After the greenway, we went to Barfield-Crescent park and met up with Katy and hung out until nearly dark. We played and hiked and looked at snakes and meandered around. Ben ended up going home with Alex for the night and we came on back, getting in after 9 and leaving everything in the van, camper hooked up and all. I was sick off and on during the night, I think Mexican on an iffy stomach was a BAD idea. I got out there this morning and unhooked the camper and moved it around and got it and the van cleaned out and everything mostly put away, got the laundry going. There's just SO much work to camping, so many details and decisions and things to remember to go in a certain order and things you have to have. I did NOT want to deal with all of that feeling as bad as I have been, but it's over now.

 


I hope the poison oak fairy passes Alex by!

At Cannonsburgh/greenway:


There are some mixed reactions to the World's Largest Cedar Bucket!

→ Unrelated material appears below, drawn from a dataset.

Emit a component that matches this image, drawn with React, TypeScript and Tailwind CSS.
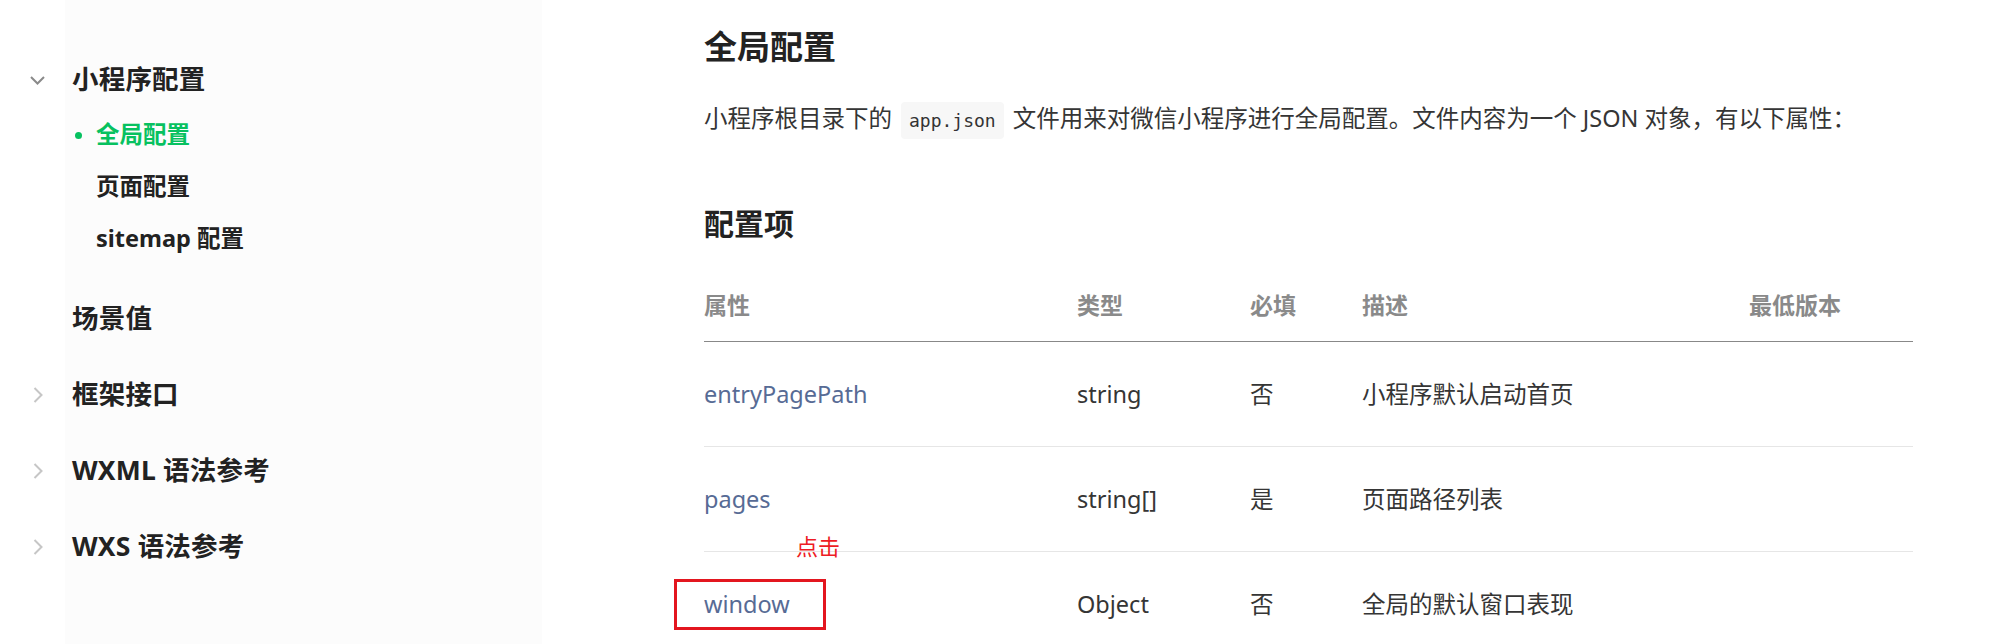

We parked here and walked the half mile or so to Sally Lemon's for lunch, then after lunch we kept walking a ways on the greenway and Katy called while I was looking at a duck, so we were headed back to meet up with them when I was...hugged. It seems so weird how scary that was as if the fault lay with me/my perceptions. I reported him anyway, it was not the first 'strange encounter' on the greenway they have had.

At Barfield:


After a mile long stroll to the river, we encounter one snake after another.
It's a fitting triubute to 'flip a rock day' which was Sunday. The whole ide behind it is that you'll never know what you'll find!

Jake and I headed over to see the backcountry campsites.


Chan and Matt were right behind us, so Jake walked with her back. He's stil a little in the lead, that poor kid was on RED ALERT.

So Matt arranged the chairs and the kids stood behind them instead of sitting. Inde was not going to be in the picture, but Katy told her there was a hummingbird on her head, so she had to pop up and look!